───── SUPPLIED INFORMATION

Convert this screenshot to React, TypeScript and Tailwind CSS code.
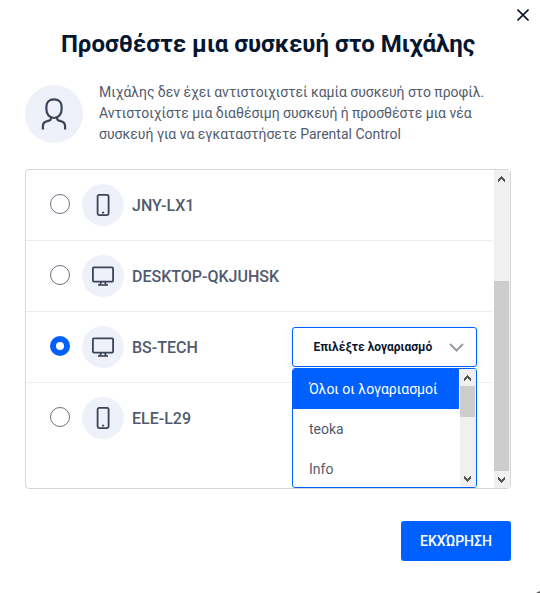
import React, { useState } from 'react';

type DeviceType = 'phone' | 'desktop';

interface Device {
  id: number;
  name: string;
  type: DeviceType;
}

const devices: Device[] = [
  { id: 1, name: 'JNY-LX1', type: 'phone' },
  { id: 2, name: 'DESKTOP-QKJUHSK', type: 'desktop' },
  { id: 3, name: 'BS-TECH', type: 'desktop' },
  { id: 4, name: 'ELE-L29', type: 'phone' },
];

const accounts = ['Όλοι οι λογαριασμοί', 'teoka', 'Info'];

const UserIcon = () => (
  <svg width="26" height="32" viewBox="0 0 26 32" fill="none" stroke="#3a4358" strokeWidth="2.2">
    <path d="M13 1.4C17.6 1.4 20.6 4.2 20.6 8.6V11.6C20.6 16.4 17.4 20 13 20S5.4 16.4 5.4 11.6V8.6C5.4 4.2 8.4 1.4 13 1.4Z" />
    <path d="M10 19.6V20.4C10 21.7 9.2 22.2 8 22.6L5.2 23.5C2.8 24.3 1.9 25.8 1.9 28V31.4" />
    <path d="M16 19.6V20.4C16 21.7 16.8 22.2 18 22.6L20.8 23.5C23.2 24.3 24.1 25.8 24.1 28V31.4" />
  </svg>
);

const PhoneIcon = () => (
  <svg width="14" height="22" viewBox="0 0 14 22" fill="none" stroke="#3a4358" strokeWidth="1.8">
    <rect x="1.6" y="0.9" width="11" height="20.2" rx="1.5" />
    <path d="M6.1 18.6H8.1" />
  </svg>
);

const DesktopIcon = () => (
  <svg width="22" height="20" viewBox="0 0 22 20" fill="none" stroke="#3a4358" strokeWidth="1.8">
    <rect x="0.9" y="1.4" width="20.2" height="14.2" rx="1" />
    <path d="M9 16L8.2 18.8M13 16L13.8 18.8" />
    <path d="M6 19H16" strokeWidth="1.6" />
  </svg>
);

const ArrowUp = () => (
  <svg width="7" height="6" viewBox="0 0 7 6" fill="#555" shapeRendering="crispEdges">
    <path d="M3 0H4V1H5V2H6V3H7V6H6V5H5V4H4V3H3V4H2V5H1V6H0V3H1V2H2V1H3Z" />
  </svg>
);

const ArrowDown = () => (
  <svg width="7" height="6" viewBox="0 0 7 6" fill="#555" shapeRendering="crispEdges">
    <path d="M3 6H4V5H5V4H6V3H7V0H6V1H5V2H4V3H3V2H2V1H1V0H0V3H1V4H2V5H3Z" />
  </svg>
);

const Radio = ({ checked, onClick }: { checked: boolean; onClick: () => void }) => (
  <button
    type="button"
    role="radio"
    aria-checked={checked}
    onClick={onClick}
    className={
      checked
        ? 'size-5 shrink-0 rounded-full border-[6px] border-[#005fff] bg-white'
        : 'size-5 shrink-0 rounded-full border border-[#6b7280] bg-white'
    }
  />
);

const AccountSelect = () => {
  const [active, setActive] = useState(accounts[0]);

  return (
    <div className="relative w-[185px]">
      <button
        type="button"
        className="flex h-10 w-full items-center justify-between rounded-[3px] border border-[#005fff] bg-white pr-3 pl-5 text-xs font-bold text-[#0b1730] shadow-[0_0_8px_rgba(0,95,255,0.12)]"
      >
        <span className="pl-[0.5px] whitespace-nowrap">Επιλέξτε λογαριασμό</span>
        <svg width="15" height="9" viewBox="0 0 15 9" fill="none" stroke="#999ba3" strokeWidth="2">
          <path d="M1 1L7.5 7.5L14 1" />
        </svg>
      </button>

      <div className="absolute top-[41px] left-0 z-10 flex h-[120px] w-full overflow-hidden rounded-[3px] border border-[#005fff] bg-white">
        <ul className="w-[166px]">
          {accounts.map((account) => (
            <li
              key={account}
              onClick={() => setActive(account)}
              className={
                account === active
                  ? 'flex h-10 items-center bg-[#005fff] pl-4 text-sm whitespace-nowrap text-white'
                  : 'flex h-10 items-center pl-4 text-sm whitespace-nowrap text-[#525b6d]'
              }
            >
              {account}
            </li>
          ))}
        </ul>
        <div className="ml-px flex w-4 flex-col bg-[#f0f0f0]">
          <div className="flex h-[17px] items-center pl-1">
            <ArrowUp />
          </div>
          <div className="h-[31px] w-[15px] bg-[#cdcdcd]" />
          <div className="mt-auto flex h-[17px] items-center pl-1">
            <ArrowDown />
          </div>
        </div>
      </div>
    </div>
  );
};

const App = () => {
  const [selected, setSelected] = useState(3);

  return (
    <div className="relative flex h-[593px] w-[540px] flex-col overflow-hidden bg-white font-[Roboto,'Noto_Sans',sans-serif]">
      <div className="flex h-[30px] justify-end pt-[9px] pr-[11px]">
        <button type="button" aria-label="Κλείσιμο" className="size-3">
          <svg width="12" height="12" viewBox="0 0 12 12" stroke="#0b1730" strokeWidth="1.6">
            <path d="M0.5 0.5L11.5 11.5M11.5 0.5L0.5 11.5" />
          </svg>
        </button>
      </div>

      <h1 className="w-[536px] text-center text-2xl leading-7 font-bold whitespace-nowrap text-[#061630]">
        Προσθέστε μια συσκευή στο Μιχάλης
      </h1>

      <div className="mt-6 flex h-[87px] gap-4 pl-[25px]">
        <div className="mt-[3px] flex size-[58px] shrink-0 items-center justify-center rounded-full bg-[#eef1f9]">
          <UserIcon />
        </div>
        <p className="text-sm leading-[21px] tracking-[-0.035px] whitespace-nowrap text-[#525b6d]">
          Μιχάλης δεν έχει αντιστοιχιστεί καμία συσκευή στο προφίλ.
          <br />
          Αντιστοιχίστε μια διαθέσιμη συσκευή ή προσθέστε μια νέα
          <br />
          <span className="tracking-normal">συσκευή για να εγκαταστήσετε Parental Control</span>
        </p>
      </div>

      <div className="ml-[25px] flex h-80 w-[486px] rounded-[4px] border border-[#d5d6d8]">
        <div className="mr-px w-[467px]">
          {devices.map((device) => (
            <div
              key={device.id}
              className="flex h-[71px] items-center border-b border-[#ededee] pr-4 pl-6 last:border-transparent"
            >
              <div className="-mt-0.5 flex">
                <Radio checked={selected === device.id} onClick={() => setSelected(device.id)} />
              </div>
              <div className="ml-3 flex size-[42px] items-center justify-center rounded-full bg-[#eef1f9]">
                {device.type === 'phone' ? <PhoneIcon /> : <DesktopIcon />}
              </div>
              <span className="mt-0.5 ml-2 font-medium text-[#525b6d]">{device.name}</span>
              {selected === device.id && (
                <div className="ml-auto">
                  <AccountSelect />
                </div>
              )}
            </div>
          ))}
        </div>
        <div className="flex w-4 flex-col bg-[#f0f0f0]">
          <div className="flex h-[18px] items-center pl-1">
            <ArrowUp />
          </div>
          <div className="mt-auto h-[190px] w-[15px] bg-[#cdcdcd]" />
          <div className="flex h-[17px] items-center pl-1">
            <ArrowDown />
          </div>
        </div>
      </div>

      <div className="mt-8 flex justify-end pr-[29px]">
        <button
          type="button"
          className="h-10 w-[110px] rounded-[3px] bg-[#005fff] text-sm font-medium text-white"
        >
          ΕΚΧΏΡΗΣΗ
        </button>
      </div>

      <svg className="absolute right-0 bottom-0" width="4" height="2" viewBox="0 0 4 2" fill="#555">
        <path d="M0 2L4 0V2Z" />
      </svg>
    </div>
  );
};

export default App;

──────────

▶ TASK
Set down all the data again exactly as above, pictures excluded.

▶ CORRECT ANSWER
Convert this screenshot to React, TypeScript and Tailwind CSS code.
import React, { useState } from 'react';

type DeviceType = 'phone' | 'desktop';

interface Device {
  id: number;
  name: string;
  type: DeviceType;
}

const devices: Device[] = [
  { id: 1, name: 'JNY-LX1', type: 'phone' },
  { id: 2, name: 'DESKTOP-QKJUHSK', type: 'desktop' },
  { id: 3, name: 'BS-TECH', type: 'desktop' },
  { id: 4, name: 'ELE-L29', type: 'phone' },
];

const accounts = ['Όλοι οι λογαριασμοί', 'teoka', 'Info'];

const UserIcon = () => (
  <svg width="26" height="32" viewBox="0 0 26 32" fill="none" stroke="#3a4358" strokeWidth="2.2">
    <path d="M13 1.4C17.6 1.4 20.6 4.2 20.6 8.6V11.6C20.6 16.4 17.4 20 13 20S5.4 16.4 5.4 11.6V8.6C5.4 4.2 8.4 1.4 13 1.4Z" />
    <path d="M10 19.6V20.4C10 21.7 9.2 22.2 8 22.6L5.2 23.5C2.8 24.3 1.9 25.8 1.9 28V31.4" />
    <path d="M16 19.6V20.4C16 21.7 16.8 22.2 18 22.6L20.8 23.5C23.2 24.3 24.1 25.8 24.1 28V31.4" />
  </svg>
);

const PhoneIcon = () => (
  <svg width="14" height="22" viewBox="0 0 14 22" fill="none" stroke="#3a4358" strokeWidth="1.8">
    <rect x="1.6" y="0.9" width="11" height="20.2" rx="1.5" />
    <path d="M6.1 18.6H8.1" />
  </svg>
);

const DesktopIcon = () => (
  <svg width="22" height="20" viewBox="0 0 22 20" fill="none" stroke="#3a4358" strokeWidth="1.8">
    <rect x="0.9" y="1.4" width="20.2" height="14.2" rx="1" />
    <path d="M9 16L8.2 18.8M13 16L13.8 18.8" />
    <path d="M6 19H16" strokeWidth="1.6" />
  </svg>
);

const ArrowUp = () => (
  <svg width="7" height="6" viewBox="0 0 7 6" fill="#555" shapeRendering="crispEdges">
    <path d="M3 0H4V1H5V2H6V3H7V6H6V5H5V4H4V3H3V4H2V5H1V6H0V3H1V2H2V1H3Z" />
  </svg>
);

const ArrowDown = () => (
  <svg width="7" height="6" viewBox="0 0 7 6" fill="#555" shapeRendering="crispEdges">
    <path d="M3 6H4V5H5V4H6V3H7V0H6V1H5V2H4V3H3V2H2V1H1V0H0V3H1V4H2V5H3Z" />
  </svg>
);

const Radio = ({ checked, onClick }: { checked: boolean; onClick: () => void }) => (
  <button
    type="button"
    role="radio"
    aria-checked={checked}
    onClick={onClick}
    className={
      checked
        ? 'size-5 shrink-0 rounded-full border-[6px] border-[#005fff] bg-white'
        : 'size-5 shrink-0 rounded-full border border-[#6b7280] bg-white'
    }
  />
);

const AccountSelect = () => {
  const [active, setActive] = useState(accounts[0]);

  return (
    <div className="relative w-[185px]">
      <button
        type="button"
        className="flex h-10 w-full items-center justify-between rounded-[3px] border border-[#005fff] bg-white pr-3 pl-5 text-xs font-bold text-[#0b1730] shadow-[0_0_8px_rgba(0,95,255,0.12)]"
      >
        <span className="pl-[0.5px] whitespace-nowrap">Επιλέξτε λογαριασμό</span>
        <svg width="15" height="9" viewBox="0 0 15 9" fill="none" stroke="#999ba3" strokeWidth="2">
          <path d="M1 1L7.5 7.5L14 1" />
        </svg>
      </button>

      <div className="absolute top-[41px] left-0 z-10 flex h-[120px] w-full overflow-hidden rounded-[3px] border border-[#005fff] bg-white">
        <ul className="w-[166px]">
          {accounts.map((account) => (
            <li
              key={account}
              onClick={() => setActive(account)}
              className={
                account === active
                  ? 'flex h-10 items-center bg-[#005fff] pl-4 text-sm whitespace-nowrap text-white'
                  : 'flex h-10 items-center pl-4 text-sm whitespace-nowrap text-[#525b6d]'
              }
            >
              {account}
            </li>
          ))}
        </ul>
        <div className="ml-px flex w-4 flex-col bg-[#f0f0f0]">
          <div className="flex h-[17px] items-center pl-1">
            <ArrowUp />
          </div>
          <div className="h-[31px] w-[15px] bg-[#cdcdcd]" />
          <div className="mt-auto flex h-[17px] items-center pl-1">
            <ArrowDown />
          </div>
        </div>
      </div>
    </div>
  );
};

const App = () => {
  const [selected, setSelected] = useState(3);

  return (
    <div className="relative flex h-[593px] w-[540px] flex-col overflow-hidden bg-white font-[Roboto,'Noto_Sans',sans-serif]">
      <div className="flex h-[30px] justify-end pt-[9px] pr-[11px]">
        <button type="button" aria-label="Κλείσιμο" className="size-3">
          <svg width="12" height="12" viewBox="0 0 12 12" stroke="#0b1730" strokeWidth="1.6">
            <path d="M0.5 0.5L11.5 11.5M11.5 0.5L0.5 11.5" />
          </svg>
        </button>
      </div>

      <h1 className="w-[536px] text-center text-2xl leading-7 font-bold whitespace-nowrap text-[#061630]">
        Προσθέστε μια συσκευή στο Μιχάλης
      </h1>

      <div className="mt-6 flex h-[87px] gap-4 pl-[25px]">
        <div className="mt-[3px] flex size-[58px] shrink-0 items-center justify-center rounded-full bg-[#eef1f9]">
          <UserIcon />
        </div>
        <p className="text-sm leading-[21px] tracking-[-0.035px] whitespace-nowrap text-[#525b6d]">
          Μιχάλης δεν έχει αντιστοιχιστεί καμία συσκευή στο προφίλ.
          <br />
          Αντιστοιχίστε μια διαθέσιμη συσκευή ή προσθέστε μια νέα
          <br />
          <span className="tracking-normal">συσκευή για να εγκαταστήσετε Parental Control</span>
        </p>
      </div>

      <div className="ml-[25px] flex h-80 w-[486px] rounded-[4px] border border-[#d5d6d8]">
        <div className="mr-px w-[467px]">
          {devices.map((device) => (
            <div
              key={device.id}
              className="flex h-[71px] items-center border-b border-[#ededee] pr-4 pl-6 last:border-transparent"
            >
              <div className="-mt-0.5 flex">
                <Radio checked={selected === device.id} onClick={() => setSelected(device.id)} />
              </div>
              <div className="ml-3 flex size-[42px] items-center justify-center rounded-full bg-[#eef1f9]">
                {device.type === 'phone' ? <PhoneIcon /> : <DesktopIcon />}
              </div>
              <span className="mt-0.5 ml-2 font-medium text-[#525b6d]">{device.name}</span>
              {selected === device.id && (
                <div className="ml-auto">
                  <AccountSelect />
                </div>
              )}
            </div>
          ))}
        </div>
        <div className="flex w-4 flex-col bg-[#f0f0f0]">
          <div className="flex h-[18px] items-center pl-1">
            <ArrowUp />
          </div>
          <div className="mt-auto h-[190px] w-[15px] bg-[#cdcdcd]" />
          <div className="flex h-[17px] items-center pl-1">
            <ArrowDown />
          </div>
        </div>
      </div>

      <div className="mt-8 flex justify-end pr-[29px]">
        <button
          type="button"
          className="h-10 w-[110px] rounded-[3px] bg-[#005fff] text-sm font-medium text-white"
        >
          ΕΚΧΏΡΗΣΗ
        </button>
      </div>

      <svg className="absolute right-0 bottom-0" width="4" height="2" viewBox="0 0 4 2" fill="#555">
        <path d="M0 2L4 0V2Z" />
      </svg>
    </div>
  );
};

export default App;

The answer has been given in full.